Kirill Gerstein, Nikolaj Szeps-Znaider and the London Philharmonic Orchestra
© London Philharmonic Orchestra

He favoured the robust and powerful more than the romantic and poetic, so perhaps he was offering a revisionary view of the work, to escape those Brief Encounter movie associations. Certainly plenty of thrills (and in the finale some spills) were on offer, and a coda that brought some audience members to their feet. The encore, a transcription of Rachmaninov’s song In the Silence of the Secret Night, certainly delivered the poetry implied in its absent text.

The programme began with Glinka’s Overture to Ruslan and Lyudmila. As usual its tempo for the opening scurrying strings seemed to be more Prestissimo than the written Presto, and although the London Philharmonic Orchestra's strings coped superbly, just because you can do something doesn’t always mean you should! A slightly less frenetic speed could allow still more precision, and a more musical (as opposed to pyrotechnical) excitement. The second theme was wonderfully warm from violas, cellos and bassoons, and we could hear why, demonstrating such orchestral virtuosity in 1842, Glinka was canonised as the father of Russian music.

The father of Czech music provided the second half with his patriotic set of tone poems vlast (My Homeland). Or rather two thirds of that work, since as the programme slightly apologetically put it we were to hear “ vlast (movements 1-4)”. The LPO might be banned from touring Czech cities if they dared call it “ vlast (original version)”! But movements 1-4 were written in 1874-75 and performed as a complete work, and in 1877 Smetana wrote “I have written the tetralogy for large orchestra with the title Vlast (Vaterland)... these pieces have been performed in Prague with unexpected success... and I am persuaded to enlarge the cycle with extra movements.” So the inter-related Tábor and Blaník were additions, enlarging the size if not the stature of the original. (More than one conductor has noted that on reaching Blaník the musicians are exhausted).

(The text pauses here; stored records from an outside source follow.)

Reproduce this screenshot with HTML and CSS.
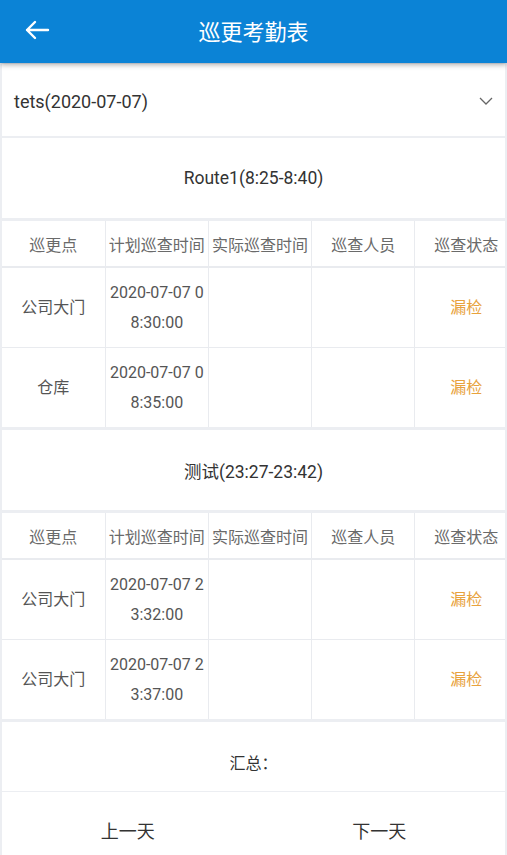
FILE: index.html
```html
<!DOCTYPE html>
<html>
<head>
    <meta charset="utf-8">
    <title>巡更考勤表</title>
    <link rel="stylesheet" href="styles.css">
</head>
<body>
    <div class="topbar">
        <span class="back">
            <svg width="26" height="20" viewBox="0 0 26 20"><path d="M24 10H3M11 2L3 10l8 8" fill="none" stroke="#fff" stroke-width="2.4" stroke-linecap="round" stroke-linejoin="round"/></svg>
        </span>
        <h1>巡更考勤表</h1>
    </div>
    <div class="page">
        <div class="picker">
            <span>tets(2020-07-07)</span>
            <svg width="14" height="8" viewBox="0 0 14 8"><path d="M1 1l6 6 6-6" fill="none" stroke="#666" stroke-width="1.3"/></svg>
        </div>

        <div class="route">
            <div class="route-title">Route1(8:25-8:40)</div>
            <div class="table-wrap">
                <table>
                    <thead>
                        <tr><th>巡更点</th><th>计划巡查时间</th><th>实际巡查时间</th><th>巡查人员</th><th>巡查状态</th></tr>
                    </thead>
                    <tbody>
                        <tr><td>公司大门</td><td>2020-07-07 08:30:00</td><td></td><td></td><td class="miss">漏检</td></tr>
                        <tr><td>仓库</td><td>2020-07-07 08:35:00</td><td></td><td></td><td class="miss">漏检</td></tr>
                    </tbody>
                </table>
            </div>
        </div>

        <div class="route">
            <div class="route-title">测试(23:27-23:42)</div>
            <div class="table-wrap">
                <table>
                    <thead>
                        <tr><th>巡更点</th><th>计划巡查时间</th><th>实际巡查时间</th><th>巡查人员</th><th>巡查状态</th></tr>
                    </thead>
                    <tbody>
                        <tr><td>公司大门</td><td>2020-07-07 23:32:00</td><td></td><td></td><td class="miss">漏检</td></tr>
                        <tr><td>公司大门</td><td>2020-07-07 23:37:00</td><td></td><td></td><td class="miss">漏检</td></tr>
                    </tbody>
                </table>
            </div>
        </div>

        <div class="summary">汇总：</div>
        <div class="footer">
            <button>上一天</button>
            <button>下一天</button>
        </div>
    </div>
</body>
</html>
```

FILE: styles.css
```css
body {
    margin: 0;
    font-family: Roboto, "Noto Sans CJK SC", sans-serif;
    background-color: #eceef2;
    overflow: hidden;
}

.topbar {
    position: relative;
    z-index: 2;
    height: 63px;
    padding-bottom: 4px;
    box-sizing: border-box;
    background-color: #0b83d6;
    box-shadow: 0 2px 5px rgba(0, 0, 0, 0.3);
    display: flex;
    align-items: center;
    justify-content: center;
}

.topbar h1 {
    margin: 0;
    color: #fff;
    font-size: 22px;
    font-weight: normal;
}

.back {
    position: absolute;
    left: 24px;
    top: 20px;
}

.page {
    padding: 0 2px;
}

.picker {
    height: 74px;
    margin-top: 1px;
    padding: 2px 12px 0 12px;
    box-sizing: border-box;
    background-color: #fff;
    display: flex;
    align-items: center;
    justify-content: space-between;
    font-size: 18px;
    color: #333;
    border-bottom: 2px solid #eceef2;
}

.route {
    margin-bottom: 3px;
}

.route-title {
    height: 80px;
    margin-bottom: 3px;
    background-color: #fff;
    display: flex;
    align-items: center;
    justify-content: center;
    font-size: 17.5px;
    color: #333;
}

.table-wrap {
    overflow: hidden;
}

table {
    width: 516px;
    table-layout: fixed;
    border-collapse: collapse;
    background-color: #fff;
}

th, td {
    width: 103.2px;
    box-sizing: border-box;
    padding: 0 4px;
    text-align: center;
    font-size: 16px;
    font-weight: normal;
    color: #6a6a6a;
    border-right: 1px solid #e9ebef;
    word-break: break-all;
}

th {
    height: 46px;
    padding: 0;
    border-bottom: 2px solid #e9ebef;
}

td {
    height: 80px;
    padding-top: 1px;
    line-height: 30px;
    color: #555;
    border-bottom: 1px solid #e9ebef;
}

tbody tr:last-child td {
    border-bottom: none;
}

td.miss {
    color: #e8a23c;
}

.summary {
    height: 70px;
    padding-top: 32px;
    box-sizing: border-box;
    line-height: 20px;
    background-color: #fff;
    text-align: center;
    font-size: 16px;
    color: #333;
    border-bottom: 1px solid #eceef2;
}

.footer {
    height: 76px;
    background-color: #fff;
    display: flex;
}

.footer button {
    flex: 1;
    border: none;
    background: none;
    font-family: inherit;
    font-size: 18px;
    color: #333;
}
```
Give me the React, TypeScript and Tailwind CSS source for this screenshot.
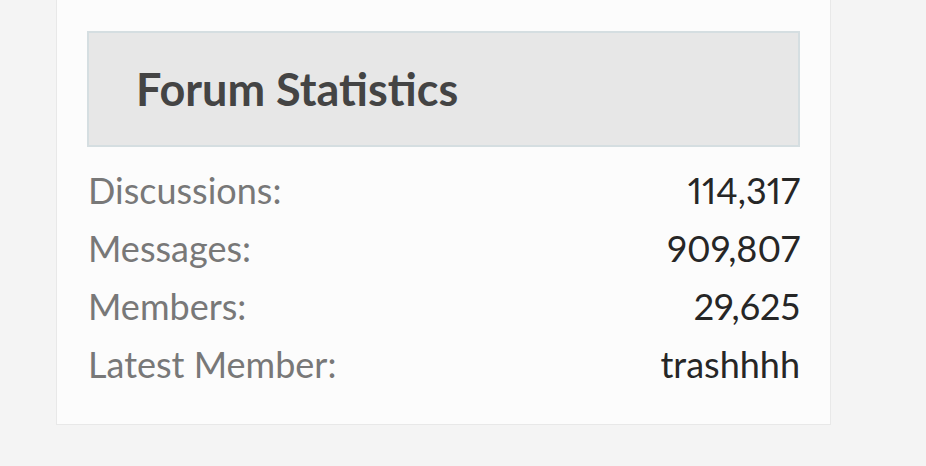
const stats = [
  { label: "Discussions:", value: "114,317" },
  { label: "Messages:", value: "909,807" },
  { label: "Members:", value: "29,625" },
  { label: "Latest Member:", value: "trashhhh" },
];

export default function App() {
  return (
    <div className="h-[466px] w-[926px] overflow-hidden bg-[#f4f4f4] pl-[56px] font-['Lato',sans-serif]">
      <div className="h-[425px] w-[775px] border border-t-0 border-[#e8e8e8] bg-[#fcfcfc] px-[30px] pt-[31px]">
        <div className="flex h-[116px] items-center border-2 border-[#d5dee1] bg-[#e7e7e7] pl-[47px]">
          <h3 className="text-[45px] font-bold leading-none text-[#444]">
            Forum Statistics
          </h3>
        </div>
        <dl className="mt-[14px] pl-[1px]">
          {stats.map((row) => (
            <div
              key={row.label}
              className="flex h-[58px] items-center justify-between text-[36px] leading-[58px]"
            >
              <dt className="text-[#787878]">{row.label}</dt>
              <dd className="proportional-nums text-[#262626]">{row.value}</dd>
            </div>
          ))}
        </dl>
      </div>
    </div>
  );
}
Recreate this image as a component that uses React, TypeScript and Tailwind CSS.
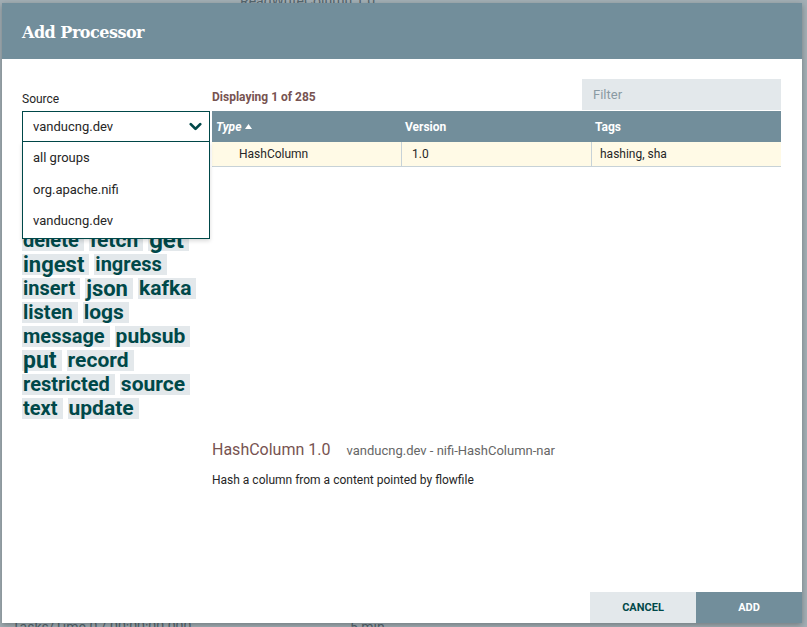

Nikolaj Szeps-Znaider conducts the London Philharmonic Orchestra
© London Philharmonic Orchestra

Czechs can always hear all six tone poems open the Prague Spring Festival every 12th May (the date of Smetana’s death). For the rest of us, our inner Bohemian is wonderfully well served by these ideally coherent four pieces, especially so well played by the LPO. Smetana gives the strings much to do, and they relished their many lyrical passages, such as the memorable flowing theme of Vltava, which they sang joyfully as if on a summer barge on that river itself. But from the bardic opening on two harps of Vyšehrad, through the violent drama of Šárka, to the climax of From Bohemia’s Woods and Fields, the LPO relished repertoire they are too rarely asked to play.

Danish-Israeli violinist and conductor Nikolaj Szeps-Znaider was making his LPO debut as a conductor, having last played with them in 2008 as a violin soloist. He needed no score for  vlast, and the orchestra provided some highly accomplished playing. So it is to be hoped that he will return soon – in either capacity.